L’AGENDA DELL’EUROPA
Allargando lo sguardo all’Europa, all’Unione Europea, solo la fantasia del ministro degli Esteri francese Bernard Kouchner può far passare per un successo dell’Unione quella che è al contrario una tragedia: “ognuno è libero di fare la scelta che vuole circa il riconoscimento dello Stato del Kosovo”. Ovvero l’Europa, una volta di più, non è riuscita a decidere per risolvere un problema geopolitico proprio e si è spaccata. La decisione l’hanno presa altri, ma “il problema –ha riconosciuto il Ministro degli Esteri italiano, Massimo D’Alema– è nostro”.

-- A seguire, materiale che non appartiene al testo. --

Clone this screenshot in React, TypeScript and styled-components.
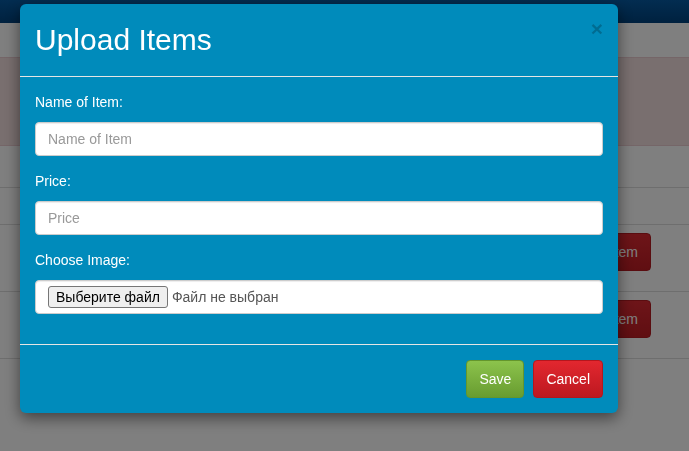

I quattro grandi riconosceranno l’indipendenza della Kosova, ma quasi la metà degli Stati dell’Unione non lo faranno, almeno per ora. Germania e Italia la riconoscono per cattiva coscienza, per i troppo precoci riconoscimenti del 1991 e per la guerra del 1999, ma soprattutto perché messi di fronte al fatto compiuto da Washington con la quale pensano sia inutile aprire un conflitto su questo tema. L’Europa dei veti, l’Europa dell’unanimismo di facciata, l’Europa manovrata dai Tony Blair, è l’Europa incapace di scrivere la propria agenda necessaria.
Non sappiamo cosa avrebbe scelto di fare Aldo Moro. Se avrebbe pagato per mantenere la Kosova con la Serbia o avrebbe pagato per dividerla. L’Europa oggi paga senza poter scegliere. Nel caso kosovaro sono gli Stati Uniti a scriverne l’agenda e ad aver convenienza -in sinergia con Londra- in un’Europa che si esprime con 27 voci dissonanti. E non è un caso che l’Europa divisa che fa gioco agli anglosassoni e va in ordine sparso sul Kosovo, sia proprio l’Europa delle (piccole) patrie, come viene definita e voluta dalle destre più recalcitranti.
Perfino la grande Germania degli 80 milioni di abitanti, e terza potenza economica del mondo, che non ottenne il seggio all’ONU dopo l’89, cos’è più oggi senza un’Europa in grado di decidere? Nel mondo della Cina, dell’India, del Giappone, del Brasile, del Messico, dell’Indonesia, perfino la grande Germania è solo una piccola patria in balia delle decisioni altrui.